Narrow PP strapping, such as 5mm machine grade polypropylene strapping, is often used for lighter cartons, printed materials, bundles, and high-speed carton work where the product does not need heavy restraint.

Wider options, such as 12mm machine grade polypropylene strapping, are more common for heavier cartons, larger bundles, and some light pallet applications. A wider strap can spread force over more carton surface, but only if the machine is designed to run that width.

Do not choose width only by load weight. Also consider:

  • Carton edge strength.
  • Product shape.
  • Strap contact area.
  • Feed path clearance.
  • Required tension.
  • Whether the strap will be used on cartons, pallets, or both.

For a workflow that includes both boxes and pallets, the article on plastic strapping machines for boxes vs pallets can help define where the strap spec should split.

Thickness, Stiffness, and Seal Quality

Strap thickness affects strength, stiffness, feed reliability, and seal performance. A thicker strap may seem safer, but it can cause problems if the machine is not designed for it.

If a strap is too thick, the machine may struggle with:

  • Feeding through guides.
  • Heating or friction sealing consistently.
  • Cutting cleanly.
  • Holding repeatable tension.

If a strap is too thin, the load may not be secure enough, or the seal may become the weak point. The right thickness is the one that matches both the load and the machine tension range.

For buyers comparing PP with PET, do not assume thicker PP solves every problem. If the load needs stronger retained tension, compare the material choice in the PP vs PET strapping guide instead of forcing the wrong PP spec into the machine.

Roll Winding and Core Size Affect Downtime

Machine grade strapping should unwind smoothly.

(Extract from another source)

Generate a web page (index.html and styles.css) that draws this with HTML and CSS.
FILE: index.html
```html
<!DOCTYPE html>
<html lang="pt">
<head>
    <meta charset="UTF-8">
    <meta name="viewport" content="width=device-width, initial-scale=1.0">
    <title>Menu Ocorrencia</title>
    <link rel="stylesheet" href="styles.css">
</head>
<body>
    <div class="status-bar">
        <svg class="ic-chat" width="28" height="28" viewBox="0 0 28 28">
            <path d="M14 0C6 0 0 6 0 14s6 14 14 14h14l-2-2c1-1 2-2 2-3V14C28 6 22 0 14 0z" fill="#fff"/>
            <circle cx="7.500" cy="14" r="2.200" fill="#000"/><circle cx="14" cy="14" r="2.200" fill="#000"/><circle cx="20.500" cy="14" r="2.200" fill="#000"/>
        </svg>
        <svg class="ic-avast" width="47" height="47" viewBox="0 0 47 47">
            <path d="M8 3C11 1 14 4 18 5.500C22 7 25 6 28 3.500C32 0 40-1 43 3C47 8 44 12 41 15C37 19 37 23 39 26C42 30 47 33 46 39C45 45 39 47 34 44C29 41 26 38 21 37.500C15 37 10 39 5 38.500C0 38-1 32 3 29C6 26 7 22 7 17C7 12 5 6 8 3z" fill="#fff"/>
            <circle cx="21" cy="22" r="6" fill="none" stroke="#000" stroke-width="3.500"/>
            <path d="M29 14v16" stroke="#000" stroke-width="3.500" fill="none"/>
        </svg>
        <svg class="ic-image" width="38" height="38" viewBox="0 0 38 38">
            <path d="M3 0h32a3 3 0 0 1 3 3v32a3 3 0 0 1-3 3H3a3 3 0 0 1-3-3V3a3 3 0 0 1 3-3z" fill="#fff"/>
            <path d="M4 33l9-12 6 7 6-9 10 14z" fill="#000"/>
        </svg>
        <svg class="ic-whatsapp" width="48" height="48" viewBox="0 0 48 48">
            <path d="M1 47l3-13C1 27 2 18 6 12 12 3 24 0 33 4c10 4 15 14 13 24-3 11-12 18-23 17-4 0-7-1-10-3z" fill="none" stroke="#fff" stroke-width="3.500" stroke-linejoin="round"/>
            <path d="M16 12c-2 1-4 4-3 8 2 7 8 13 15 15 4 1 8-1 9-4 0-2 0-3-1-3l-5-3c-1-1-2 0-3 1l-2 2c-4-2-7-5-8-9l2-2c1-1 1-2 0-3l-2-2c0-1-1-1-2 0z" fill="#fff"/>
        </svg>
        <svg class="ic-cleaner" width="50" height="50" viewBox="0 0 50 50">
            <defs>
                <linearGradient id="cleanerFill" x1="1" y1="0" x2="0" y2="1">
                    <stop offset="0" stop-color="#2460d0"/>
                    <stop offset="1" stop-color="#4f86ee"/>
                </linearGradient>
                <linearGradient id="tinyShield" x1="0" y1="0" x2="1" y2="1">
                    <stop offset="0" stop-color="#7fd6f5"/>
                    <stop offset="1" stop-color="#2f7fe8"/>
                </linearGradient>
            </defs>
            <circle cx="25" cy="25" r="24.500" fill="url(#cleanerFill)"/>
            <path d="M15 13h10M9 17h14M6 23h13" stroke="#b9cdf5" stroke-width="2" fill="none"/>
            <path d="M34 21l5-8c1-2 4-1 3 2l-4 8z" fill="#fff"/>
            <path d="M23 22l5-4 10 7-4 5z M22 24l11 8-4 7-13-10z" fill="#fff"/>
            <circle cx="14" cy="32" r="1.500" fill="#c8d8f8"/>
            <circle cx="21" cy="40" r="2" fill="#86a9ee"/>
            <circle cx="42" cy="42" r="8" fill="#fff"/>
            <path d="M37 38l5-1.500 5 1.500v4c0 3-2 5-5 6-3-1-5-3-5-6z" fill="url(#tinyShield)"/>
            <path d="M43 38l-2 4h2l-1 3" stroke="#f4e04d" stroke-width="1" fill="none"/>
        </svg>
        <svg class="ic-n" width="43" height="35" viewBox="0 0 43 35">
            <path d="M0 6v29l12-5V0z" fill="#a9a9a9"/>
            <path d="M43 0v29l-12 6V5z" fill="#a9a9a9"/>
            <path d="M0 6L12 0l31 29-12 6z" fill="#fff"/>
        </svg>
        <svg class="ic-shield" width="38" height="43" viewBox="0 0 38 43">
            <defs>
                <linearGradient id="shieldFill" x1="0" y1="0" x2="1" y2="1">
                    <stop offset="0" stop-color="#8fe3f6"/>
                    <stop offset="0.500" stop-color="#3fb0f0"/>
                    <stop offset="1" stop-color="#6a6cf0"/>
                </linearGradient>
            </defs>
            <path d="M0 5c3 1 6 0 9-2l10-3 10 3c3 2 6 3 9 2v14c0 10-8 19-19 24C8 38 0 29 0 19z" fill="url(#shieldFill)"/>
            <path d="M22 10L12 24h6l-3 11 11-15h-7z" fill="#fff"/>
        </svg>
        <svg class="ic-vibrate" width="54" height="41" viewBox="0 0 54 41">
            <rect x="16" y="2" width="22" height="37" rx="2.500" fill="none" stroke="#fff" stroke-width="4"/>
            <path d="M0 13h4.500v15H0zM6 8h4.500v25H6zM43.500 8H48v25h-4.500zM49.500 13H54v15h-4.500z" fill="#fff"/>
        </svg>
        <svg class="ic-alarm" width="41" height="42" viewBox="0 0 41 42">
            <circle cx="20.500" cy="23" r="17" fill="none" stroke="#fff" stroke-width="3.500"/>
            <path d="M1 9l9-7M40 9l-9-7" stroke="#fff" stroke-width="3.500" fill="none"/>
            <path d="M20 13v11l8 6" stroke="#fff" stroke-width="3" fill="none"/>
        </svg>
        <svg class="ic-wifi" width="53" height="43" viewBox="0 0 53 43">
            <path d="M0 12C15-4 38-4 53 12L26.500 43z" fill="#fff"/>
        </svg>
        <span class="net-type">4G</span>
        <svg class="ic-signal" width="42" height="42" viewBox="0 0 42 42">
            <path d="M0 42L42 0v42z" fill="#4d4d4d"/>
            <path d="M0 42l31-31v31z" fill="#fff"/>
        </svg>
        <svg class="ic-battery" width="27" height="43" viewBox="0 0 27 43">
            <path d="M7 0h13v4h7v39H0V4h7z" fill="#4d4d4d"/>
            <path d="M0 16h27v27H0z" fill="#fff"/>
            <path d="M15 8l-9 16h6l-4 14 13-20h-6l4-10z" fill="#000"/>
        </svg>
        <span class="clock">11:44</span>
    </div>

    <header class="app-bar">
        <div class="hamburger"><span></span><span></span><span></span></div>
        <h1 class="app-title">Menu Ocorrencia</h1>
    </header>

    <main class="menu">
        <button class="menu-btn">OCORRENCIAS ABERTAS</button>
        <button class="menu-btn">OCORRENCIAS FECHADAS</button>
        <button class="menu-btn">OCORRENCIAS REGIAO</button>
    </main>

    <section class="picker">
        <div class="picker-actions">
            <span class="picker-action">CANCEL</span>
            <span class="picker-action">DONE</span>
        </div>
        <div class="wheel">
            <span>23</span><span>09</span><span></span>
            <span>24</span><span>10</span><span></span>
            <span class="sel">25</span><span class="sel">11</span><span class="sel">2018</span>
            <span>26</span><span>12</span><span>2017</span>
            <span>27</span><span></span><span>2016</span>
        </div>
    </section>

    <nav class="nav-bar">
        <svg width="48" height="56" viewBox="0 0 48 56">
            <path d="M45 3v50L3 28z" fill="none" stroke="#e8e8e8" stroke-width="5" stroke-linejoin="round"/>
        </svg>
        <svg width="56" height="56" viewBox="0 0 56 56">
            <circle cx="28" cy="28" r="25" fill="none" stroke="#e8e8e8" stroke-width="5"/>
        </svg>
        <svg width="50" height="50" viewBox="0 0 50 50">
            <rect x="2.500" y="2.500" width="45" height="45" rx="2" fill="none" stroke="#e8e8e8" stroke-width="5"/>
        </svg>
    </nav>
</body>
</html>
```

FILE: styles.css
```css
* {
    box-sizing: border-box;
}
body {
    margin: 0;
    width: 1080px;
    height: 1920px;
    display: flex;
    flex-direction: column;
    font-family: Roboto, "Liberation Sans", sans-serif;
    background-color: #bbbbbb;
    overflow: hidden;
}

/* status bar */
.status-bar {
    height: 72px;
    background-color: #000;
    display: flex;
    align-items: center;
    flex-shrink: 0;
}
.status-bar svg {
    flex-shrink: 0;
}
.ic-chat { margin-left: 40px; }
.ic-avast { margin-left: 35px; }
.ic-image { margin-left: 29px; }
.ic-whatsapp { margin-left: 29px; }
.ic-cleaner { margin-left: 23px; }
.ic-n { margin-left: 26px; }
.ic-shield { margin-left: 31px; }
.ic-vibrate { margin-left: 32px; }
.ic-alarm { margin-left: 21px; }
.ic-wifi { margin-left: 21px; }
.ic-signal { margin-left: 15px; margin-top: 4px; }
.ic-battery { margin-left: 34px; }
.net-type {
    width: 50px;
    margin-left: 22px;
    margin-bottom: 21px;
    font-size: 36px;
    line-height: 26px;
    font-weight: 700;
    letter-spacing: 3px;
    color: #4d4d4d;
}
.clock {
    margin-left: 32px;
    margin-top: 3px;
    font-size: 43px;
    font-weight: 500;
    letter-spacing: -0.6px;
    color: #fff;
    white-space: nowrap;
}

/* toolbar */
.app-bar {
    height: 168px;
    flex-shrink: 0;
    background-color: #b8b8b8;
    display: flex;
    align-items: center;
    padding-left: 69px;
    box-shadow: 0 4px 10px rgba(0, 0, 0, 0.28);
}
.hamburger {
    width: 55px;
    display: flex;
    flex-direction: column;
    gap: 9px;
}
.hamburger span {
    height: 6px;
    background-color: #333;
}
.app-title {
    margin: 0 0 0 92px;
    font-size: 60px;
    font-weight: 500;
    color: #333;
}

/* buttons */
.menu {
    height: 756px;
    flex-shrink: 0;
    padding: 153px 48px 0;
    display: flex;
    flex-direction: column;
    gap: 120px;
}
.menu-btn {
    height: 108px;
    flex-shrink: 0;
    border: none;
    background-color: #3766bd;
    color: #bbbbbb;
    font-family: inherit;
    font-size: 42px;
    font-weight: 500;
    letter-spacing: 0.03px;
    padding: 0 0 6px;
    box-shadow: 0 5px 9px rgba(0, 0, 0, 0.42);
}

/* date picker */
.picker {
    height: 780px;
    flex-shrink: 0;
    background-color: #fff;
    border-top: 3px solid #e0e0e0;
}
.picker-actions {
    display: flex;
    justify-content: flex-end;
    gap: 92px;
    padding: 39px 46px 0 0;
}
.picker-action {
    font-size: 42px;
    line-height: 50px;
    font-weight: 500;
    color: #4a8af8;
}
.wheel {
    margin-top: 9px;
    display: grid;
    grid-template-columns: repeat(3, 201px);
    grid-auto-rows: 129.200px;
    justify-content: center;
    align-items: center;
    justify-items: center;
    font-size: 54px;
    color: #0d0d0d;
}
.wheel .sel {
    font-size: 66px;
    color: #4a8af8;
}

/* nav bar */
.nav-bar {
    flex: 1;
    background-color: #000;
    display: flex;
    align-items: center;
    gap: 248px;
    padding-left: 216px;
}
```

Poor roll winding can create twist, snags, uneven tension, or sudden feed resistance.

When evaluating a supplier, inspect:

  • Whether the roll is wound evenly.
  • Whether strap edges are clean.
  • Whether the strap has warping or twisting.
  • Whether the core is stable.
  • Whether roll-to-roll dimensions are consistent.
  • Whether the roll fits the machine’s core holder and brake.

A cheaper roll that creates stoppages can cost more than a stable roll with a slightly higher unit price. This is especially true in packing areas where one feed problem stops a whole station.

Supplier Questions Before Bulk Orders

Before placing a large order, ask the supplier practical questions:

  • Is the strap made for machine use or hand use?
  • What width and thickness tolerance is maintained?
  • Which core sizes are available?
  • What roll outside diameter can be supplied consistently?
  • Has the strap been tested on similar machines?
  • Can samples from the same production batch be tested first?
  • What happens if roll winding or edge quality causes feed issues?

Generic “PP strapping band” is not enough information for machine strapping. The supplier should be able to discuss the machine, the roll, and the load.

Run a Line Trial Before Standardizing

Before ordering large quantities, test the strap on the actual machine.

For higher-risk shipping routes, transport packaging test procedures can help frame a more formal validation process beyond a short in-house machine trial.

Run the test under normal production conditions:

  1. Record the current strap width, thickness, core size, and supplier.
  2. Use real cartons, bundles, or pallets from normal production.
  3. Run enough cycles to show feed behavior, not just one sample.
  4. Check whether the strap feeds without hesitation.
  5. Inspect seal consistency and cut quality.
  6. Watch for dust, residue, edge wear, or curling.
  7. Compare operator feedback across a shift.
  8. Check the load after internal handling or shipment simulation.

This is especially important when changing width, thickness, supplier, or color.

When to Review the PP Strap Spec

Your current strap may be acceptable, but it should be reviewed if packaging conditions change.

Recheck the spec when:

  • Carton size changes.
  • Pallet weight increases.
  • Shipping routes become longer.
  • Damage claims increase.
  • The machine is replaced or upgraded.
  • Operators report feed issues.
  • A new supplier is introduced.

Strapping is a small line item compared with equipment, but it has a large effect on line reliability.

Conclusion

Machine grade polypropylene strapping should be treated as part of the equipment system, not as a generic consumable. Width, thickness, stiffness, core size, roll winding, seal behavior, and supplier consistency all affect whether the machine can run without repeated intervention.

For B2B packaging teams, reliable PP strapping is defined by smooth feeding, repeatable sealing, clean cutting, and adequate load holding through the real handling route. The practical answer comes from matching the machine first, testing real loads, and standardizing only after the strap performs under normal production conditions.